Actress and director Selina Cadell talks to Michael Berkeley about her passion for opera and the music she has turned to in times of loss.
Selina Cadell is one of our most versatile and accomplished actresses - from French and Saunders to Chekhov on Broadway, and from Alan Bennett to Shakespeare, she brings humour and sensitivity to stage and screen. Michael Billington described her recent performance in Charlotte Jones’s play Humble Boy as ‘one of the best pieces of acting you’ll see anywhere'.
Instantly recognisable to millions as the infatuated neck-braced pharmacist in the hugely popular TV series Doc Martin, Selina has another string to her bow – as a director specialising in 18th-century drama and, particularly, opera. She talks to Michael Berkeley about how she coaches singers to become better actors and she chooses arias from operas she’s directed: Handel’s 'Arianna in Creta' and Stravinsky’s 'The Rake’s Progress', written in 1951 but set in Handel’s time.

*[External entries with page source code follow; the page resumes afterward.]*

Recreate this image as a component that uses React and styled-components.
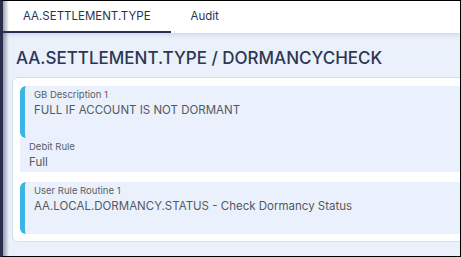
import React from "react";
import styled, { createGlobalStyle, css } from "styled-components";

const GlobalStyle = createGlobalStyle`
  html, body {
    margin: 0;
    padding: 0;
  }
  body {
    width: 461px;
    height: 257px;
    overflow: hidden;
    font-family: Inter, "Noto Sans", sans-serif;
  }
`;

const Frame = styled.div`
  position: relative;
  box-sizing: border-box;
  height: 257px;
  display: flex;
  flex-direction: column;
  overflow: hidden;
  background: #eaf1fb;
  border: 1px solid #000;
  border-left: 3px solid #2b2d4d;

  &::before {
    content: "";
    position: absolute;
    top: 0;
    bottom: 0;
    left: 0;
    width: 6px;
    z-index: 5;
    background: linear-gradient(to right, rgba(43, 45, 77, 0.45), rgba(43, 45, 77, 0));
    pointer-events: none;
  }
`;

const TabBar = styled.div`
  position: relative;
  z-index: 2;
  display: flex;
  height: 32px;
  background: #fff;
  box-shadow: 0 2px 4px rgba(40, 50, 80, 0.14);
`;

const Tab = styled.div`
  box-sizing: border-box;
  display: flex;
  align-items: center;
  padding: 0 20px;
  font-size: 11.5px;
  color: #2a3350;
  border-bottom: 2px solid transparent;
  ${p =>
    p.active &&
    css`
      border-bottom-color: #2b2f55;
    `}
`;

const Content = styled.div`
  padding: 15px 0 0 9px;
`;

const Title = styled.h1`
  margin: 0 0 9px;
  padding-left: 4px;
  font-size: 17px;
  line-height: 20px;
  font-weight: 500;
  color: #2d3752;
  white-space: nowrap;
`;

const Card = styled.div`
  margin-right: -20px;
  padding: 8px 0 7px 7px;
  background: #fff;
  border: 1px solid #d3deee;
  border-radius: 6px;
  display: flex;
  flex-direction: column;
`;

const Field = styled.div`
  box-sizing: border-box;
  padding: 2px 9px 1px;
  background: #eaf1fc;
  ${p =>
    p.accent &&
    css`
      min-height: 52px;
      border-left: 5px solid #3bb4e5;
      border-radius: 6px 0 0 6px;
    `}
  ${p =>
    p.spaced &&
    css`
      margin-top: 10px;
    `}
`;

const Label = styled.div`
  font-size: 9.5px;
  line-height: 13px;
  color: #5a5e66;
`;

const Value = styled.div`
  font-size: 11.5px;
  line-height: 18px;
  color: #54585f;
  white-space: nowrap;
`;

const fields = [
  { label: "GB Description 1", value: "FULL IF ACCOUNT IS NOT DORMANT", accent: true },
  { label: "Debit Rule", value: "Full" },
  {
    label: "User Rule Routine 1",
    value: "AA.LOCAL.DORMANCY.STATUS - Check Dormancy Status",
    accent: true,
    spaced: true
  }
];

const App = () => (
  <>
    <GlobalStyle />
    <Frame>
      <TabBar>
        <Tab active>AA.SETTLEMENT.TYPE</Tab>
        <Tab>Audit</Tab>
      </TabBar>
      <Content>
        <Title>AA.SETTLEMENT.TYPE / DORMANCYCHECK</Title>
        <Card>
          {fields.map(f => (
            <Field key={f.label} accent={f.accent} spaced={f.spaced}>
              <Label>{f.label}</Label>
              <Value>{f.value}</Value>
            </Field>
          ))}
        </Card>
      </Content>
    </Frame>
  </>
);

export default App;
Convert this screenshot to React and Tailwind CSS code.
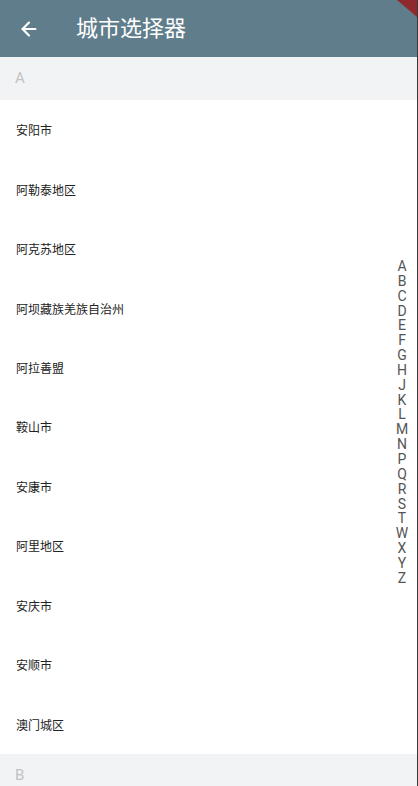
import { ArrowLeft } from "lucide-react";

const cities = [
  "安阳市",
  "阿勒泰地区",
  "阿克苏地区",
  "阿坝藏族羌族自治州",
  "阿拉善盟",
  "鞍山市",
  "安康市",
  "阿里地区",
  "安庆市",
  "安顺市",
  "澳门城区",
];

const letters = "ABCDEFGHJKLMNPQRSTWXYZ".split("");

export default function App() {
  return (
    <div className="relative h-[786px] w-[418px] overflow-hidden bg-white font-['Roboto','Noto_Sans_CJK_SC',sans-serif] border-r border-[#3a3a3a]">
      <header className="flex h-[57px] items-center bg-[#607d8b] text-white">
        <button className="ml-[17px] flex h-6 w-6 items-center justify-center">
          <ArrowLeft size={22} strokeWidth={2.4} />
        </button>
        <h1 className="ml-[35px] text-[22px] leading-none">城市选择器</h1>
      </header>

      <div className="flex h-[43px] items-center bg-[#f2f3f5] pl-[15px] text-[15px] text-[#c2c2c2]">A</div>
      <ul>
        {cities.map((city) => (
          <li key={city} className="flex h-[59.45px] items-center pl-4 pt-[3px] text-[12px] text-[#222]">
            {city}
          </li>
        ))}
      </ul>
      <div className="flex h-[43px] items-center bg-[#f2f3f5] pl-[15px] text-[15px] text-[#c2c2c2]">B</div>

      <div className="absolute right-[7px] top-[259px] flex w-[16px] flex-col items-center text-[14px] leading-[14.85px] text-[#555]">
        {letters.map((l) => (
          <span key={l}>{l}</span>
        ))}
      </div>

      <svg className="absolute right-0 top-0" width="20" height="20" viewBox="0 0 20 20">
        <polygon points="0,0 20,0 20,17" fill="#8e2a2e" />
      </svg>
    </div>
  );
}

Selina shares memories of her godfather Sir Ralph Richardson - and his acting tips – and we hear his beautiful reading of Keats’s Ode to a Nightingale. She chooses a song by Noel Coward in memory of her brother, the actor Simon Cadell, and she speaks movingly about the death of her husband and mother earlier this year, choosing Debussy’s 'La Mer' as a celebration of her husband’s love of the sea.